November 22, 2014 / 5:28 PM / 3 years ago

Albanian opposition rallies against tax, power burden

Albanians take part in a protest against the government in front of Prime Minister Edi Rama's office in Tirana November 22, 2014.Arben Celi

TIRANA (Reuters) - Tens of thousands of Albanians protested on Saturday against tax hikes in next year's budget, accusing the Socialist-led government of impoverishing Albanians and falling short on its promises.

Filling Tirana's main street, they carried banners protesting against lack of jobs, tax rises and what would amount to a rise of electricity prices next year.

Prime Minister Edi Rama's government has launched sweeping reforms since coming to power 14 months ago.
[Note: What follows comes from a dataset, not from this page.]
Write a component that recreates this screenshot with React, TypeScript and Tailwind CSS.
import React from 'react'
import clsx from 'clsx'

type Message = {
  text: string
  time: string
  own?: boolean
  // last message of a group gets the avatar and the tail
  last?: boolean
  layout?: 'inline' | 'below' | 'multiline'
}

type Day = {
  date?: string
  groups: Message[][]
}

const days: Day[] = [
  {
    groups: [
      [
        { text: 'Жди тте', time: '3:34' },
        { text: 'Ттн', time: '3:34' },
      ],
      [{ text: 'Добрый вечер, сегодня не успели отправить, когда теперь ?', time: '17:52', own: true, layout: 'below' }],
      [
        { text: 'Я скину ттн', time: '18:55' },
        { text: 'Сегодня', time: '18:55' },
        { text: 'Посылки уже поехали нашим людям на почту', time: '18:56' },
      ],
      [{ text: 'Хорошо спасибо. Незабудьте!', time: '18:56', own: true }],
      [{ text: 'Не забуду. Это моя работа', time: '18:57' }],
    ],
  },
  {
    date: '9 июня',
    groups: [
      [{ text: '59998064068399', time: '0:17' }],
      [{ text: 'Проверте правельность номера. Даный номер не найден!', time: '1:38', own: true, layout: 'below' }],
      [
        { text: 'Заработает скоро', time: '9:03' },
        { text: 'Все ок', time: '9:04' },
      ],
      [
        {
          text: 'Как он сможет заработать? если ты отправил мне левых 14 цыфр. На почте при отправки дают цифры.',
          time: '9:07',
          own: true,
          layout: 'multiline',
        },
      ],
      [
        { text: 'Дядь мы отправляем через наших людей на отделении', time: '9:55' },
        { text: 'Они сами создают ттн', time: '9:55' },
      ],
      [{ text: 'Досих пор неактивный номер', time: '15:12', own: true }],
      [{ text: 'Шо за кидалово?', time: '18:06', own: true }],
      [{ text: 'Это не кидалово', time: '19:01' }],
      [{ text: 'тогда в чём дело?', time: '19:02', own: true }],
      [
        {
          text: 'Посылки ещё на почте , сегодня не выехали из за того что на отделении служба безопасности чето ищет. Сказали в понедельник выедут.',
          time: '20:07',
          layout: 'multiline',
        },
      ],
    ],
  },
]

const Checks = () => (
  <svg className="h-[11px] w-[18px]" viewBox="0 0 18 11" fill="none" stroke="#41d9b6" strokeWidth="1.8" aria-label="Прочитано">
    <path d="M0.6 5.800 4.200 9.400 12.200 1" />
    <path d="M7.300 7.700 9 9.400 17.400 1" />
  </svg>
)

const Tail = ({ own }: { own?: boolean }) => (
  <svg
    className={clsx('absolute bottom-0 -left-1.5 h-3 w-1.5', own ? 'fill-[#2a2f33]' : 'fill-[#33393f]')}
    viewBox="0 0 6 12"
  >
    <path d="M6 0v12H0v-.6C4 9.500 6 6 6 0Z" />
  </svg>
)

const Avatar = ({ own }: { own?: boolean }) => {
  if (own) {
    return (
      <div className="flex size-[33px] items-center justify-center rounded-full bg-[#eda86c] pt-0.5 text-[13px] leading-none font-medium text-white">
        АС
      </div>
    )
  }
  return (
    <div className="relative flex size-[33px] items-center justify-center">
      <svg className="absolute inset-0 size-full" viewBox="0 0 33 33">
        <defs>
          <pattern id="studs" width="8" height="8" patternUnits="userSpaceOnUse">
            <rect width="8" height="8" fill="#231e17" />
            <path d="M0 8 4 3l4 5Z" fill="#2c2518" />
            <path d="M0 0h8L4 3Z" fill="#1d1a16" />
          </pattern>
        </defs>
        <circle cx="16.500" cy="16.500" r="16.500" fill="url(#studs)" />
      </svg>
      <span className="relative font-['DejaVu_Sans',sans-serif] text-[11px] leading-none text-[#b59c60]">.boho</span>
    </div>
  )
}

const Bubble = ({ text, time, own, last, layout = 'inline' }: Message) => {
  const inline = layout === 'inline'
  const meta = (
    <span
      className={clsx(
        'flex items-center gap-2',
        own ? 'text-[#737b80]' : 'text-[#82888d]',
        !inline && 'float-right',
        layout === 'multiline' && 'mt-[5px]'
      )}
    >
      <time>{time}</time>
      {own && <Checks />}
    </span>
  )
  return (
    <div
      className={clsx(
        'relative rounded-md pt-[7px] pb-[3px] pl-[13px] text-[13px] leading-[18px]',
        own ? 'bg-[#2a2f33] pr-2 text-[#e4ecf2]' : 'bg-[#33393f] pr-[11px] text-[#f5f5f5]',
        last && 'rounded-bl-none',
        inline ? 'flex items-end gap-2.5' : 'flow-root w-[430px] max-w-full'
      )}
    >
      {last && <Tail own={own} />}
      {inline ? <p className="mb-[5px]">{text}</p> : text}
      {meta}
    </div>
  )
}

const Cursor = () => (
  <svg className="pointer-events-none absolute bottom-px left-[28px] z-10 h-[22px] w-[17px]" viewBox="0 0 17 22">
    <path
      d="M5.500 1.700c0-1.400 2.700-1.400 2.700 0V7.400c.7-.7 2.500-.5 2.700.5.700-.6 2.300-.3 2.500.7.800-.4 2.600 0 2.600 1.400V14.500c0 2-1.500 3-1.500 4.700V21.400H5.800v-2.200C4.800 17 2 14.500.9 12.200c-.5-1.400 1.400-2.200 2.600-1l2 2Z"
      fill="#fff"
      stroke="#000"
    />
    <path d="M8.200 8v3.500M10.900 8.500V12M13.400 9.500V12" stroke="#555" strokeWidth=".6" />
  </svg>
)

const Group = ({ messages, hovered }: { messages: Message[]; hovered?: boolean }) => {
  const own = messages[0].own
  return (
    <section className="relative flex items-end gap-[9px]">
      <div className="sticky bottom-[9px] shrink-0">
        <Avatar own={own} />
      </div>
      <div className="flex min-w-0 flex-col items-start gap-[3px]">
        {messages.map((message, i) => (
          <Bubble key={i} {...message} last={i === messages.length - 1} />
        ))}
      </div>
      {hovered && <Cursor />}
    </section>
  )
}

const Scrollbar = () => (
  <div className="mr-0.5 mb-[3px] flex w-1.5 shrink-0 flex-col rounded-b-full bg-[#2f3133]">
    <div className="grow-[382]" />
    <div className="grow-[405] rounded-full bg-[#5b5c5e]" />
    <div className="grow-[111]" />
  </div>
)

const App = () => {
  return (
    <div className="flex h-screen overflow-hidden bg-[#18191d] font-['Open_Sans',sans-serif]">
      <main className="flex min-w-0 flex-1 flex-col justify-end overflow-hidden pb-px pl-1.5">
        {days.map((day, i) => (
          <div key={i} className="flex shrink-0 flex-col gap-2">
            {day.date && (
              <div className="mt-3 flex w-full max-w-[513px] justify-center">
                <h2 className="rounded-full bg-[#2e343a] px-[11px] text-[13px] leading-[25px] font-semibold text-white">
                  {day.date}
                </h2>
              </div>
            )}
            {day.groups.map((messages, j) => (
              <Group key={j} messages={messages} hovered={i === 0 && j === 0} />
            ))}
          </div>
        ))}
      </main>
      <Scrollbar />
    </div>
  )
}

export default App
The European Union granted Albania candidate status in June.

Facing a high public debt and budget deficit, the government signed a 330.9 million euro ($409.92 million) deal with the International Monetary Fund, passed tax hikes and started an anti-crime drive.

"I am here against unemployment, higher taxes and the rise of power prices. It's too much. All over the world, it took a long time to achieve the standards they want to secure in two years," Elton Lika, a young unemployed lawyer, told Reuters.
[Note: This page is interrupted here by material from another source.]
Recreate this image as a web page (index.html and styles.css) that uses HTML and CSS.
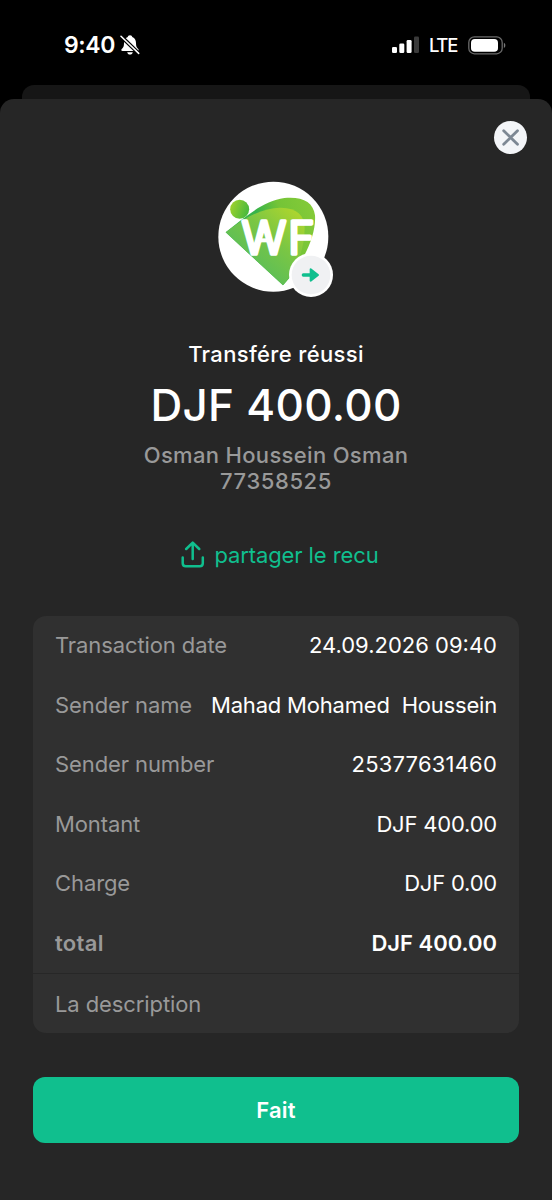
FILE: index.html
```html
<!DOCTYPE html>
<html lang="fr">
<head>
<meta charset="utf-8">
<title>Transfére réussi</title>
<link rel="stylesheet" href="styles.css">
</head>
<body>
<div class="phone">
  <header class="status">
    <div class="status-left">
      <span class="time">9:40</span>
      <svg class="bell" width="20" height="22" viewBox="0 0 20 22">
        <path d="M10 1.2c-1.4 0-2.2.9-2.3 1.9C5 4.200 4 6.600 4 9.300c0 3-.7 4.300-2 5.500-1.200 1.100-.8 2.200.6 2.200h14.800c1.400 0 1.800-1.100.6-2.200-1.300-1.200-2-2.500-2-5.500 0-2.700-1-5.100-3.700-6.200C12.200 2.100 11.400 1.200 10 1.200zM7.200 18.300h5.600c-.3 1.500-1.400 2.300-2.800 2.300s-2.500-.8-2.800-2.300z" fill="#fff"/>
        <path d="M1 2.200L18.700 19.400" stroke="#000" stroke-width="3.800"/>
        <path d="M1 2.200L18.700 19.400" stroke="#fff" stroke-width="1.500" stroke-linecap="round"/>
      </svg>
    </div>
    <div class="status-right">
      <svg class="signal" width="28" height="18" viewBox="0 0 28 18">
        <rect x="0" y="11" width="5" height="6" rx="1.3" fill="#fff"/>
        <rect x="7.300" y="7.500" width="5" height="9.500" rx="1.300" fill="#fff"/>
        <rect x="14.600" y="4" width="5" height="13" rx="1.300" fill="#fff"/>
        <rect x="22" y="0.500" width="5" height="16.500" rx="1.300" fill="#3a3a3a"/>
      </svg>
      <span class="network">LTE</span>
      <svg class="battery" width="38" height="19" viewBox="0 0 38 19">
        <rect x=".8" y=".8" width="33.400" height="17" rx="5.600" fill="none" stroke="#6a6a6a" stroke-width="1.300"/>
        <rect x="3" y="2.900" width="27" height="12.800" rx="3.800" fill="#fff"/>
        <path d="M35.900 6.800c1.900.9 1.900 4.300 0 5.200z" fill="#777"/>
      </svg>
    </div>
  </header>
  <div class="sheet-behind"></div>
  <main class="sheet">
    <div class="toolbar">
      <button class="close" aria-label="Fermer">
        <svg width="33" height="33" viewBox="0 0 33 33"><path d="M9.700 9.700L23.500 23.300M23.500 9.700L9.700 23.300" stroke="#7d8894" stroke-width="2.800" stroke-linecap="round"/></svg>
      </button>
    </div>
    <svg class="logo" width="140" height="130" viewBox="0 0 420 390">
      <defs>
        <linearGradient id="outer" x1="60" y1="190" x2="320" y2="100" gradientUnits="userSpaceOnUse"><stop offset="0" stop-color="#35b34c"/><stop offset=".4" stop-color="#36b34a"/><stop offset=".65" stop-color="#74c437"/><stop offset="1" stop-color="#84ca38"/></linearGradient>
        <linearGradient id="inner" x1="130" y1="300" x2="290" y2="120" gradientUnits="userSpaceOnUse"><stop offset="0" stop-color="#57bd5b"/><stop offset=".5" stop-color="#7ac644"/><stop offset="1" stop-color="#b3d72b"/></linearGradient>
        <linearGradient id="dot" x1="75" y1="105" x2="132" y2="125" gradientUnits="userSpaceOnUse"><stop offset="0" stop-color="#a0d22c"/><stop offset="1" stop-color="#45b83e"/></linearGradient>
      </defs>
      <circle cx="205" cy="200" r="165" fill="#fff"/>
      <path d="M62 187C120 140 175 93 238 84C292 79 325 96 330 136C335 205 285 292 234 346Z" fill="url(#outer)"/>
      <path d="M62 187C120 140 178 112 228 113C275 114 299 136 299 175C298 235 279 293 234 346Z" fill="url(#inner)"/>
      <circle cx="104" cy="118" r="28.500" fill="url(#dot)"/>
      <path d="M160 211H192" stroke="#fff" stroke-width="12"/>
      <text class="logo-text" x="110" y="252" textLength="133" lengthAdjust="spacingAndGlyphs">W</text>
      <text class="logo-text" x="250" y="252" textLength="79" lengthAdjust="spacingAndGlyphs">F</text>
      <circle cx="318" cy="315" r="66" fill="#fff"/>
      <circle cx="318" cy="315" r="58" fill="#f0f1f3"/>
      <path d="M295 315H320" stroke="#10bf8e" stroke-width="10" stroke-linecap="round"/>
      <path d="M317 298L339 315L317 332Z" fill="#10bf8e" stroke="#10bf8e" stroke-width="6" stroke-linejoin="round"/>
    </svg>
    <h1 class="title">Transfére réussi</h1>
    <div class="amount">DJF 400.00</div>
    <div class="recipient"><span class="recipient-name">Osman Houssein Osman</span><span class="recipient-number">77358525</span></div>
    <a class="share">
      <svg width="24" height="28" viewBox="0 0 24 28"><path d="M1.700 16.500V22.300Q1.700 25.300 4.700 25.300H18.800Q21.800 25.300 21.800 22.300V16.500M11.700 18V2M5.200 8L11.700 1.600L18.200 8" fill="none" stroke="#10bf8e" stroke-width="2.500" stroke-linecap="round" stroke-linejoin="round"/></svg>
      <span class="share-label">partager le recu</span>
    </a>
    <section class="card">
      <div class="row"><span class="label">Transaction date</span><span class="value date">24.09.2026 09:40</span></div>
      <div class="row"><span class="label">Sender name</span><span class="value">Mahad Mohamed&nbsp; Houssein</span></div>
      <div class="row"><span class="label">Sender number</span><span class="value number">25377631460</span></div>
      <div class="row"><span class="label">Montant</span><span class="value">DJF 400.00</span></div>
      <div class="row"><span class="label">Charge</span><span class="value">DJF 0.00</span></div>
      <div class="row total"><span class="label">total</span><span class="value">DJF 400.00</span></div>
      <div class="row description"><span class="label">La description</span></div>
    </section>
    <button class="done">Fait</button>
  </main>
</div>
</body>
</html>
```
FILE: styles.css
```css
* { box-sizing: border-box; }
body { margin: 0; background: #000; font-family: Inter, "Liberation Sans", sans-serif; color: #fff; }
button { border: 0; padding: 0; font: inherit; color: inherit; }
svg { display: block; flex: none; }
.phone { width: 552px; height: 1200px; display: flex; flex-direction: column; overflow: hidden; }
.status { height: 85px; flex: none; display: flex; justify-content: space-between; align-items: flex-start; padding: 31px 46px 0 64px; }
.status-left, .status-right { display: flex; align-items: center; height: 28px; }
.time { font-size: 23px; font-weight: 600; letter-spacing: -0.4px; }
.bell { margin-left: 5px; }
.network { font-size: 18.5px; font-weight: 500; letter-spacing: -1.3px; margin: 0 11px 0 9px; }
.sheet-behind { height: 14px; flex: none; margin: 0 22px; background: #161616; border-radius: 12px 12px 0 0; }
.sheet { flex: 1; background: #262626; border-radius: 14px 14px 0 0; padding: 22px 33px 0; display: flex; flex-direction: column; align-items: center; }
.toolbar { align-self: stretch; display: flex; justify-content: flex-end; margin-right: -8px; }
.close { width: 33px; height: 33px; border-radius: 50%; background: #f3f5f8; }
.logo { margin: 16px 0 0 -2px; }
.logo-text { font-family: Inter, sans-serif; font-size: 135px; font-weight: 300; fill: #fff; stroke: #fff; stroke-width: 11px; stroke-linejoin: round; }
.title { margin: 41px 0 0; font-size: 22px; line-height: 26px; font-weight: 500; letter-spacing: 0.35px; white-space: nowrap; }
.amount { margin-top: 11px; font-size: 44px; line-height: 54px; font-weight: 500; letter-spacing: 0.3px; white-space: nowrap; }
.recipient { margin-top: 10px; display: flex; flex-direction: column; align-items: center; font-size: 22px; line-height: 26px; font-weight: 500; letter-spacing: 0.33px; color: #999; }
.recipient-number { letter-spacing: 0.6px; }
.share { margin: 47px 0 0 8px; display: flex; align-items: center; gap: 9px; height: 28px; color: #10bf8e; }
.share-label { font-size: 22px; letter-spacing: -0.1px; }
.card { align-self: stretch; margin-top: 46.5px; background: #303030; border-radius: 13px; font-size: 22px; }
.row { height: 59.5px; display: flex; align-items: center; justify-content: space-between; padding: 0 22px; white-space: nowrap; }
.label { color: #999; letter-spacing: -0.1px; }
.value { letter-spacing: -0.2px; }
.date { letter-spacing: 0; }
.number { letter-spacing: 0.2px; }
.total { font-weight: 600; }
.total .label { letter-spacing: 0.3px; }
.total .value { letter-spacing: 0; }
.description { height: 60.5px; padding-top: 1px; border-top: 1.5px solid #272727; }
.done { align-self: stretch; height: 66px; margin-top: 44px; border-radius: 12px; background: #10bf8e; font-size: 22px; font-weight: 600; letter-spacing: 0.2px; }
```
Lulzim Basha, head of the opposition Democratic Party, accused Rama of arrogance in a speech to the crowd from a rostrum outside the prime minister's office.

He joked that Rama, who was inaugurating a communist-era nuclear shelter turned into a museum as the protesters filed past his office, had gone to the bunker to avoid facing them.

"I ask you not to make the lives of Albanians harder," Basha urged Rama, his voice hoarse from speaking. "Why aren't Albanians living better when they pay more?"

Rama wrote on Facebook that Albanians should not think the country could develop without hard work. Electricity theft and illegal building should stop, he said.

The Democrats have boycotted parliament since June after one of their lawmakers was punched twice by a fellow Socialist lawmaker, adding to the polarization and lack of dialogue.